On Queen Street, these services provide additional peak capacity into the core area between Kingston Road and the Don River where they split with the 503 running via King.

  • In 1980, the two routes operated at a combined rate of 15.6 cars/hour.
  • By 1996, with the service cuts of that era, the combined rate had fallen to 8.6 cars/hour
  • By 2006, the service was back up to 10 cars/hour, but this was cut to 10 buses/hour when the routes changed modes.
  • In January 2020 the service on the consolidated 503 route will be 9.2 buses/hour.

The service capacity on Kingston Road is now less than half what it was in 1980 with the biggest drop along the way coming in 1996.

504 King and 514 Cherry

The King route from Broadview & Danforth to Bloor & Dundas was one of the longest-standing routes in Toronto dating back to the origins of the TTC until the comparatively recent route split into a western (504A) and eastern (504B) service.

Overlapping services have supplemented the route over the years including:

  • The 503 Kingston Road Tripper between Broadview and York. Five decades ago, this route operated west to Roncesvalles, and there is a proposal to extend it from York to Dufferin in a scenario for expanded streetcar services as and when the TTC expands its fleet. The service is now operated by buses on the consolidated 502/503 route looping at University Avenue.
  • The 508 Lake Shore tripper has operated in the peak direction to and from Long Branch via King east of Roncesvalles to various points, notably Parliament Street.
  • Due to the streetcar shortage, varying numbers of buses have been used to add peak capacity, although the line is now entirely operated with streetcars.

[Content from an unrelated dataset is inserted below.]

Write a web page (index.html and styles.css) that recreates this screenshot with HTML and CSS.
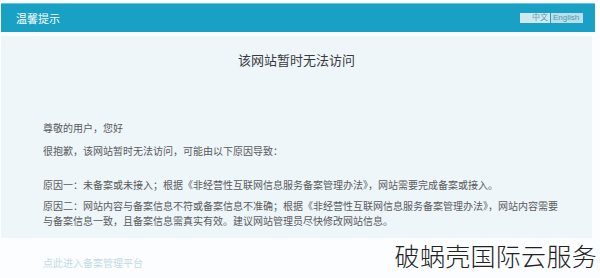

King Street is a long-standing exception in the level of service and ridership over the decades because it was not subject to cuts as severe on other routes, and the population in this corridor has grown thanks to redevelopment of former industrial districts. The King Street pilot transit corridor was possible in part because this is a very well-served route, and the benefit to thousand of riders was easy to demonstrate. Added capacity from new, larger Flexitys was consumed as fast as it appeared on the street showing what can happen if transit actually becomes more attractive to riders.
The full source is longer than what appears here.